**Task prompt:** Extract each line bearing the word "table".

**Information provided:**
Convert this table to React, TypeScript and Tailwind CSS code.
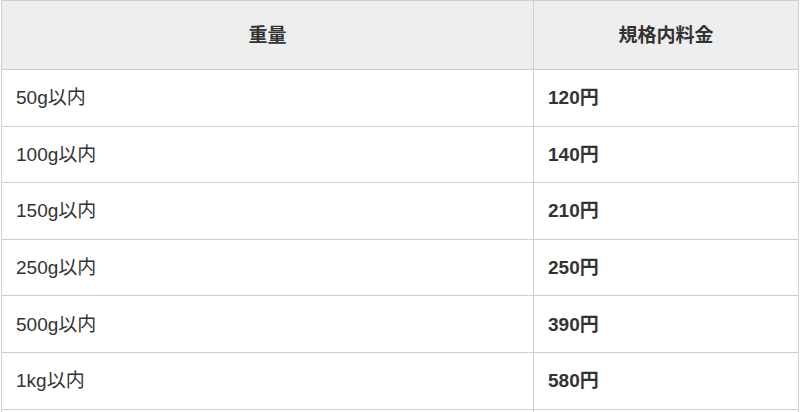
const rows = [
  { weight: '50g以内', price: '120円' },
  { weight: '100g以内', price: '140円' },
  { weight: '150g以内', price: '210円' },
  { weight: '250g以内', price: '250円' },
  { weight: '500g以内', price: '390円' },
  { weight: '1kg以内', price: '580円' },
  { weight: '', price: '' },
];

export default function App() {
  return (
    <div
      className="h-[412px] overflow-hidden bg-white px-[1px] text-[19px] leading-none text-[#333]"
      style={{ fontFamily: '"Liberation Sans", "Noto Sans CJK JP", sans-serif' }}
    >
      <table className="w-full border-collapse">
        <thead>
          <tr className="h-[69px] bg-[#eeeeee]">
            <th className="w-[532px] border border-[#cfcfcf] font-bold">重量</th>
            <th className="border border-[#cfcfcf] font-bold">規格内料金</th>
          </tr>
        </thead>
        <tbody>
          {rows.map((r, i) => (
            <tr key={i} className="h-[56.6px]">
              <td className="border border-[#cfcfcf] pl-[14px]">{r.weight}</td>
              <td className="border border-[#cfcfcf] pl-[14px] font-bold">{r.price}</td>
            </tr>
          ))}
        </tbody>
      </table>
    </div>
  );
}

**Full solution:**
Convert this table to React, TypeScript and Tailwind CSS code.
      <table className="w-full border-collapse">
      </table>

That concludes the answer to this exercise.